(Web page code records)

◆ ◆ ◆ ◆ ◆

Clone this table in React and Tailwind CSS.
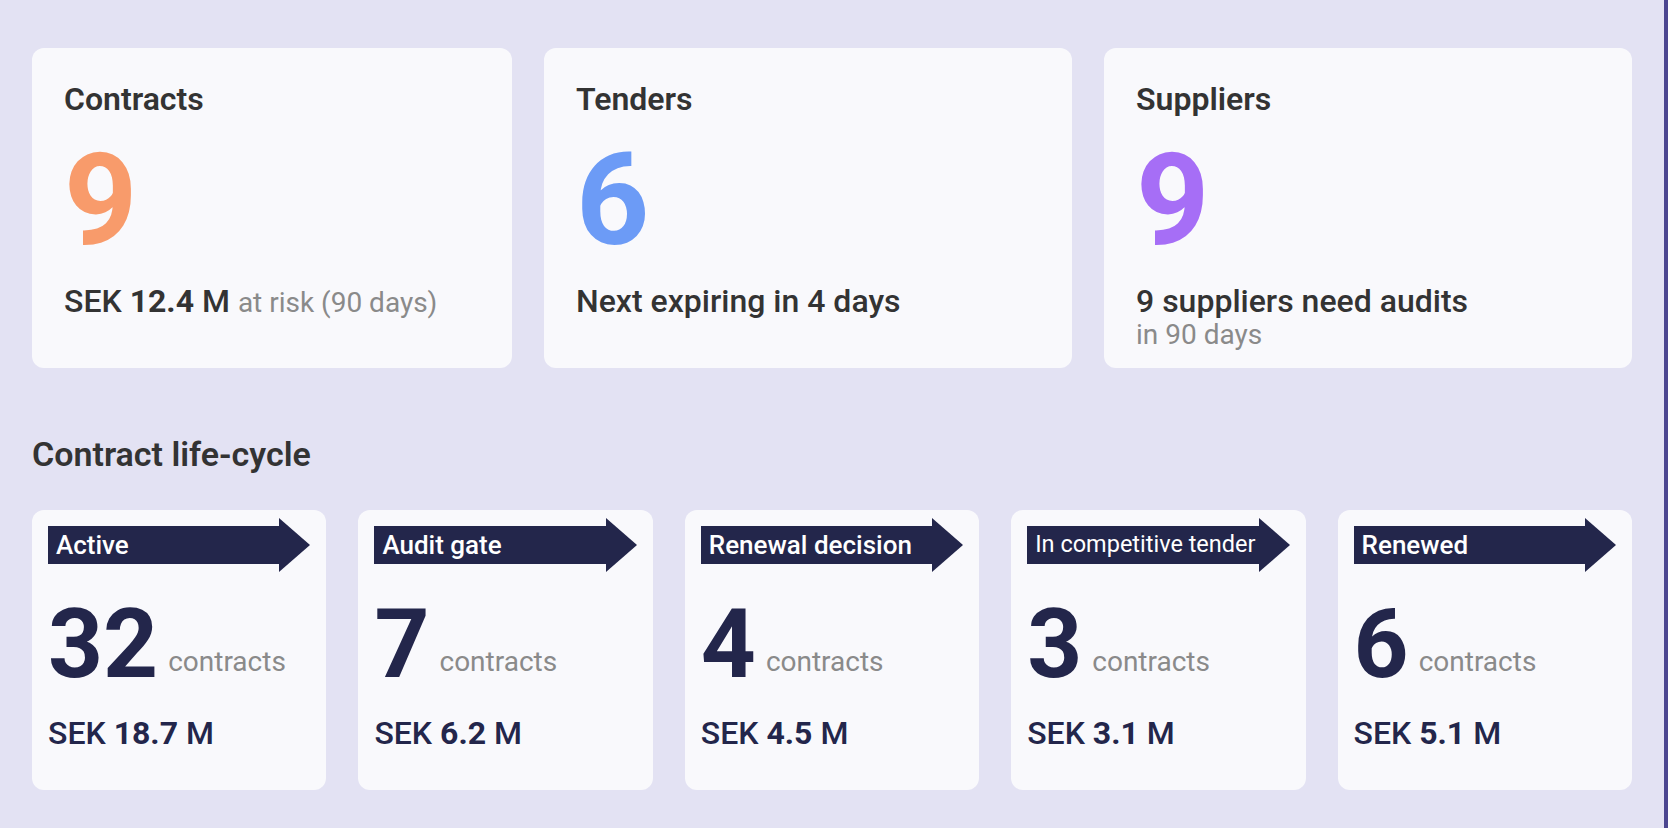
import React from 'react'

const summary = [
    { title: 'Contracts', value: '9', color: 'text-[#f89b6b]', kind: 'risk' },
    { title: 'Tenders', value: '6', color: 'text-[#6c9bf6]', kind: 'tender' },
    { title: 'Suppliers', value: '9', color: 'text-[#a66ef6]', kind: 'audit' },
]

const stages = [
    { label: 'Active', count: 32, amount: '18.7' },
    { label: 'Audit gate', count: 7, amount: '6.2' },
    { label: 'Renewal decision', count: 4, amount: '4.5' },
    { label: 'In competitive tender', count: 3, amount: '3.1', small: true },
    { label: 'Renewed', count: 6, amount: '5.1' },
]

function SummaryCard({ item }) {
    return (
        <div className="h-[320px] rounded-xl bg-[#f9f9fc] px-8 pt-8">
            <div className="text-[32px] leading-[38px] font-semibold text-[#333333]">
                {item.title}
            </div>
            <div className={`mt-[18px] text-9xl leading-none font-bold ${item.color}`}>
                {item.value}
            </div>
            <div className="mt-5 text-[#333333]">
                {item.kind === 'risk' && (
                    <div className="text-[32px] leading-[34px] font-medium">
                        SEK <span className="font-bold">12.4</span> M{' '}
                        <span className="text-[28px] font-normal text-[#8a8a8a]">
                            at risk (90 days)
                        </span>
                    </div>
                )}
                {item.kind === 'tender' && (
                    <div className="text-[32px] leading-[34px] font-medium">
                        Next expiring in 4 days
                    </div>
                )}
                {item.kind === 'audit' && (
                    <>
                        <div className="text-[32px] leading-[34px] font-medium">
                            9 suppliers need audits
                        </div>
                        <div className="text-[28px] leading-[34px] text-[#8a8a8a]">
                            in 90 days
                        </div>
                    </>
                )}
            </div>
        </div>
    )
}

function StageCard({ stage }) {
    return (
        <div className="h-[280px] rounded-xl bg-[#f9f9fc] px-4 pt-2 text-[#23264b]">
            {/* banner arrow */}
            <div className="flex h-[54px] items-center">
                <div className="flex h-[38px] flex-1 items-center bg-[#23264b] pl-2 text-white">
                    <span
                        className={
                            stage.small
                                ? 'relative z-10 text-[23.5px] leading-none whitespace-nowrap'
                                : 'text-[26px] leading-none font-medium whitespace-nowrap'
                        }
                    >
                        {stage.label}
                    </span>
                </div>
                <svg width="31" height="54" viewBox="0 0 31 54" className="shrink-0">
                    <polygon points="0,0 31,27 0,54" fill="#23264b" />
                </svg>
            </div>
            <div className="mt-6 flex items-end gap-2.5">
                <span className="text-8xl leading-none font-bold">{stage.count}</span>
                <span className="mb-[16px] text-[28px] leading-none text-[#8a8a8a]">
                    contracts
                </span>
            </div>
            <div className="mt-6 text-[32px] leading-[34px] font-medium">
                SEK <span className="font-bold">{stage.amount}</span> M
            </div>
        </div>
    )
}

export default function App() {
    return (
        <div className="min-h-screen w-full border-r-4 border-[#4c4690] bg-[#e3e2f3] px-8 pt-12 pb-10 font-['Roboto','Liberation_Sans',sans-serif]">
            <div className="grid grid-cols-[480px_1fr_1fr] gap-8">
                {summary.map((item) => (
                    <SummaryCard key={item.title} item={item} />
                ))}
            </div>

            <h2 className="mt-[66px] text-[34px] leading-[40px] font-semibold text-[#333333]">
                Contract life-cycle
            </h2>

            <div className="mt-9 grid grid-cols-5 gap-8">
                {stages.map((stage) => (
                    <StageCard key={stage.label} stage={stage} />
                ))}
            </div>
        </div>
    )
}
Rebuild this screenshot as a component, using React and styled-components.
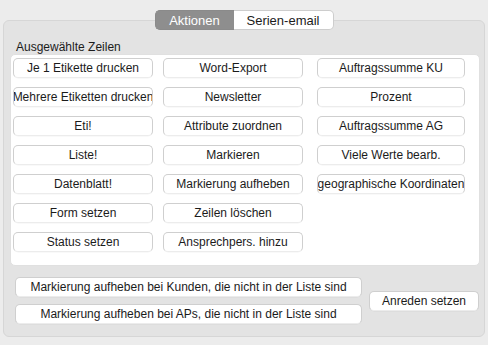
import React from 'react'
import styled, { createGlobalStyle } from 'styled-components'

const GlobalStyle = createGlobalStyle`
    body {
        margin: 0;
        background: #ececec;
        font-family: 'Liberation Sans', Arial, sans-serif;
        color: #1b1b1b;
    }
`

const Window = styled.div`
    width: 488px;
    height: 345px;
    padding: 10px 3px 0 3px;
    box-sizing: border-box;
`

const TabBar = styled.div`
    display: flex;
    justify-content: center;
    position: relative;
    z-index: 1;
    height: 20px;
`

const Tab = styled.div`
    height: 20px;
    box-sizing: border-box;
    width: ${(p) => p.width}px;
    display: flex;
    align-items: center;
    justify-content: center;
    font-size: 13px;
    background: ${(p) => (p.active ? '#8e8e8e' : '#ffffff')};
    color: ${(p) => (p.active ? '#ffffff' : '#1b1b1b')};
    border: 1px solid ${(p) => (p.active ? '#8a8a8a' : '#cdcdcd')};
    border-radius: ${(p) => (p.first ? '5px 0 0 5px' : '0 5px 5px 0')};
    ${(p) => (p.first ? 'border-right: none;' : 'border-left: none;')}
`

const Panel = styled.div`
    margin-top: -10px;
    height: 317px;
    box-sizing: border-box;
    background: #e3e3e3;
    border: 1px solid #d6d6d6;
    border-radius: 6px;
    padding: 18px 4px 0 6px;
`

const Label = styled.div`
    font-size: 12px;
    line-height: 14px;
    margin: 1px 0 0 6px;
    height: 14px;
`

const WhiteBox = styled.div`
    background: #ffffff;
    border: 1px solid #e0e0e0;
    border-radius: 5px;
    height: 212px;
    box-sizing: border-box;
    padding: 3px 0 0 2px;
    display: grid;
    grid-template-columns: 140px 140px 152px;
    grid-auto-rows: 20px;
    column-gap: 10px;
    row-gap: 9px;
    align-content: start;
`

const Button = styled.div`
    height: 20px;
    box-sizing: border-box;
    width: ${(p) => (p.width ? `${p.width}px` : 'auto')};
    justify-self: ${(p) => (p.width ? 'end' : 'stretch')};
    display: flex;
    align-items: center;
    justify-content: center;
    overflow: hidden;
    white-space: nowrap;
    font-size: 12px;
    background: #ffffff;
    border: 1px solid #cfcfcf;
    border-bottom-color: #ececec;
    border-radius: 5px;
    box-shadow: 0 0.5px 0.5px rgba(0, 0, 0, 0.05);
`

const Footer = styled.div`
    display: flex;
    align-items: center;
    gap: 7px;
    margin: 11px 0 0 5px;
`

const FooterStack = styled.div`
    display: flex;
    flex-direction: column;
    gap: 7px;
`

const columns = [
    [
        'Je 1 Etikette drucken',
        'Mehrere Etiketten drucken',
        'Eti!',
        'Liste!',
        'Datenblatt!',
        'Form setzen',
        'Status setzen',
    ],
    [
        'Word-Export',
        'Newsletter',
        'Attribute zuordnen',
        'Markieren',
        'Markierung aufheben',
        'Zeilen löschen',
        'Ansprechpers. hinzu',
    ],
    [
        'Auftragssumme KU',
        'Prozent',
        'Auftragssumme AG',
        'Viele Werte bearb.',
        'geographische Koordinaten',
    ],
]

const App = () => {
    return (
        <>
            <GlobalStyle />
            <Window>
                <TabBar>
                    <Tab active first width={79}>
                        Aktionen
                    </Tab>
                    <Tab width={100}>Serien-email</Tab>
                </TabBar>
                <Panel>
                    <Label>Ausgewählte Zeilen</Label>
                    <WhiteBox>
                        {columns.map((col, c) =>
                            col.map((text, r) => (
                                <Button
                                    key={text}
                                    width={c === 2 ? 148 : undefined}
                                    style={{ gridColumn: c + 1, gridRow: r + 1 }}
                                >
                                    {text}
                                </Button>
                            ))
                        )}
                    </WhiteBox>
                    <Footer>
                        <FooterStack>
                            <Button width={347}>
                                Markierung aufheben bei Kunden, die nicht in der Liste sind
                            </Button>
                            <Button width={347}>
                                Markierung aufheben bei APs, die nicht in der Liste sind
                            </Button>
                        </FooterStack>
                        <Button width={110}>Anreden setzen</Button>
                    </Footer>
                </Panel>
            </Window>
        </>
    )
}

export default App
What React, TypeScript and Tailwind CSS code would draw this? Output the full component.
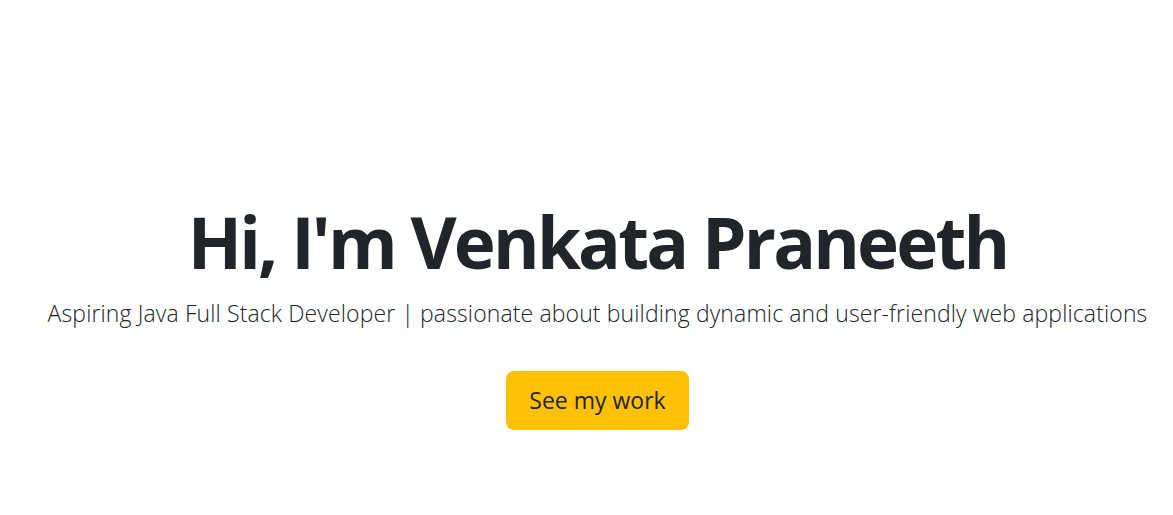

◆ ◆ ◆ ◆ ◆

> **Stated goal**: Without the pictures, write out all of the material exactly.

> **Written answer**:
Clone this table in React and Tailwind CSS.
import React from 'react'

const summary = [
    { title: 'Contracts', value: '9', color: 'text-[#f89b6b]', kind: 'risk' },
    { title: 'Tenders', value: '6', color: 'text-[#6c9bf6]', kind: 'tender' },
    { title: 'Suppliers', value: '9', color: 'text-[#a66ef6]', kind: 'audit' },
]

const stages = [
    { label: 'Active', count: 32, amount: '18.7' },
    { label: 'Audit gate', count: 7, amount: '6.2' },
    { label: 'Renewal decision', count: 4, amount: '4.5' },
    { label: 'In competitive tender', count: 3, amount: '3.1', small: true },
    { label: 'Renewed', count: 6, amount: '5.1' },
]

function SummaryCard({ item }) {
    return (
        <div className="h-[320px] rounded-xl bg-[#f9f9fc] px-8 pt-8">
            <div className="text-[32px] leading-[38px] font-semibold text-[#333333]">
                {item.title}
            </div>
            <div className={`mt-[18px] text-9xl leading-none font-bold ${item.color}`}>
                {item.value}
            </div>
            <div className="mt-5 text-[#333333]">
                {item.kind === 'risk' && (
                    <div className="text-[32px] leading-[34px] font-medium">
                        SEK <span className="font-bold">12.4</span> M{' '}
                        <span className="text-[28px] font-normal text-[#8a8a8a]">
                            at risk (90 days)
                        </span>
                    </div>
                )}
                {item.kind === 'tender' && (
                    <div className="text-[32px] leading-[34px] font-medium">
                        Next expiring in 4 days
                    </div>
                )}
                {item.kind === 'audit' && (
                    <>
                        <div className="text-[32px] leading-[34px] font-medium">
                            9 suppliers need audits
                        </div>
                        <div className="text-[28px] leading-[34px] text-[#8a8a8a]">
                            in 90 days
                        </div>
                    </>
                )}
            </div>
        </div>
    )
}

function StageCard({ stage }) {
    return (
        <div className="h-[280px] rounded-xl bg-[#f9f9fc] px-4 pt-2 text-[#23264b]">
            {/* banner arrow */}
            <div className="flex h-[54px] items-center">
                <div className="flex h-[38px] flex-1 items-center bg-[#23264b] pl-2 text-white">
                    <span
                        className={
                            stage.small
                                ? 'relative z-10 text-[23.5px] leading-none whitespace-nowrap'
                                : 'text-[26px] leading-none font-medium whitespace-nowrap'
                        }
                    >
                        {stage.label}
                    </span>
                </div>
                <svg width="31" height="54" viewBox="0 0 31 54" className="shrink-0">
                    <polygon points="0,0 31,27 0,54" fill="#23264b" />
                </svg>
            </div>
            <div className="mt-6 flex items-end gap-2.5">
                <span className="text-8xl leading-none font-bold">{stage.count}</span>
                <span className="mb-[16px] text-[28px] leading-none text-[#8a8a8a]">
                    contracts
                </span>
            </div>
            <div className="mt-6 text-[32px] leading-[34px] font-medium">
                SEK <span className="font-bold">{stage.amount}</span> M
            </div>
        </div>
    )
}

export default function App() {
    return (
        <div className="min-h-screen w-full border-r-4 border-[#4c4690] bg-[#e3e2f3] px-8 pt-12 pb-10 font-['Roboto','Liberation_Sans',sans-serif]">
            <div className="grid grid-cols-[480px_1fr_1fr] gap-8">
                {summary.map((item) => (
                    <SummaryCard key={item.title} item={item} />
                ))}
            </div>

            <h2 className="mt-[66px] text-[34px] leading-[40px] font-semibold text-[#333333]">
                Contract life-cycle
            </h2>

            <div className="mt-9 grid grid-cols-5 gap-8">
                {stages.map((stage) => (
                    <StageCard key={stage.label} stage={stage} />
                ))}
            </div>
        </div>
    )
}
Rebuild this screenshot as a component, using React and styled-components.
import React from 'react'
import styled, { createGlobalStyle } from 'styled-components'

const GlobalStyle = createGlobalStyle`
    body {
        margin: 0;
        background: #ececec;
        font-family: 'Liberation Sans', Arial, sans-serif;
        color: #1b1b1b;
    }
`

const Window = styled.div`
    width: 488px;
    height: 345px;
    padding: 10px 3px 0 3px;
    box-sizing: border-box;
`

const TabBar = styled.div`
    display: flex;
    justify-content: center;
    position: relative;
    z-index: 1;
    height: 20px;
`

const Tab = styled.div`
    height: 20px;
    box-sizing: border-box;
    width: ${(p) => p.width}px;
    display: flex;
    align-items: center;
    justify-content: center;
    font-size: 13px;
    background: ${(p) => (p.active ? '#8e8e8e' : '#ffffff')};
    color: ${(p) => (p.active ? '#ffffff' : '#1b1b1b')};
    border: 1px solid ${(p) => (p.active ? '#8a8a8a' : '#cdcdcd')};
    border-radius: ${(p) => (p.first ? '5px 0 0 5px' : '0 5px 5px 0')};
    ${(p) => (p.first ? 'border-right: none;' : 'border-left: none;')}
`

const Panel = styled.div`
    margin-top: -10px;
    height: 317px;
    box-sizing: border-box;
    background: #e3e3e3;
    border: 1px solid #d6d6d6;
    border-radius: 6px;
    padding: 18px 4px 0 6px;
`

const Label = styled.div`
    font-size: 12px;
    line-height: 14px;
    margin: 1px 0 0 6px;
    height: 14px;
`

const WhiteBox = styled.div`
    background: #ffffff;
    border: 1px solid #e0e0e0;
    border-radius: 5px;
    height: 212px;
    box-sizing: border-box;
    padding: 3px 0 0 2px;
    display: grid;
    grid-template-columns: 140px 140px 152px;
    grid-auto-rows: 20px;
    column-gap: 10px;
    row-gap: 9px;
    align-content: start;
`

const Button = styled.div`
    height: 20px;
    box-sizing: border-box;
    width: ${(p) => (p.width ? `${p.width}px` : 'auto')};
    justify-self: ${(p) => (p.width ? 'end' : 'stretch')};
    display: flex;
    align-items: center;
    justify-content: center;
    overflow: hidden;
    white-space: nowrap;
    font-size: 12px;
    background: #ffffff;
    border: 1px solid #cfcfcf;
    border-bottom-color: #ececec;
    border-radius: 5px;
    box-shadow: 0 0.5px 0.5px rgba(0, 0, 0, 0.05);
`

const Footer = styled.div`
    display: flex;
    align-items: center;
    gap: 7px;
    margin: 11px 0 0 5px;
`

const FooterStack = styled.div`
    display: flex;
    flex-direction: column;
    gap: 7px;
`

const columns = [
    [
        'Je 1 Etikette drucken',
        'Mehrere Etiketten drucken',
        'Eti!',
        'Liste!',
        'Datenblatt!',
        'Form setzen',
        'Status setzen',
    ],
    [
        'Word-Export',
        'Newsletter',
        'Attribute zuordnen',
        'Markieren',
        'Markierung aufheben',
        'Zeilen löschen',
        'Ansprechpers. hinzu',
    ],
    [
        'Auftragssumme KU',
        'Prozent',
        'Auftragssumme AG',
        'Viele Werte bearb.',
        'geographische Koordinaten',
    ],
]

const App = () => {
    return (
        <>
            <GlobalStyle />
            <Window>
                <TabBar>
                    <Tab active first width={79}>
                        Aktionen
                    </Tab>
                    <Tab width={100}>Serien-email</Tab>
                </TabBar>
                <Panel>
                    <Label>Ausgewählte Zeilen</Label>
                    <WhiteBox>
                        {columns.map((col, c) =>
                            col.map((text, r) => (
                                <Button
                                    key={text}
                                    width={c === 2 ? 148 : undefined}
                                    style={{ gridColumn: c + 1, gridRow: r + 1 }}
                                >
                                    {text}
                                </Button>
                            ))
                        )}
                    </WhiteBox>
                    <Footer>
                        <FooterStack>
                            <Button width={347}>
                                Markierung aufheben bei Kunden, die nicht in der Liste sind
                            </Button>
                            <Button width={347}>
                                Markierung aufheben bei APs, die nicht in der Liste sind
                            </Button>
                        </FooterStack>
                        <Button width={110}>Anreden setzen</Button>
                    </Footer>
                </Panel>
            </Window>
        </>
    )
}

export default App
What React, TypeScript and Tailwind CSS code would draw this? Output the full component.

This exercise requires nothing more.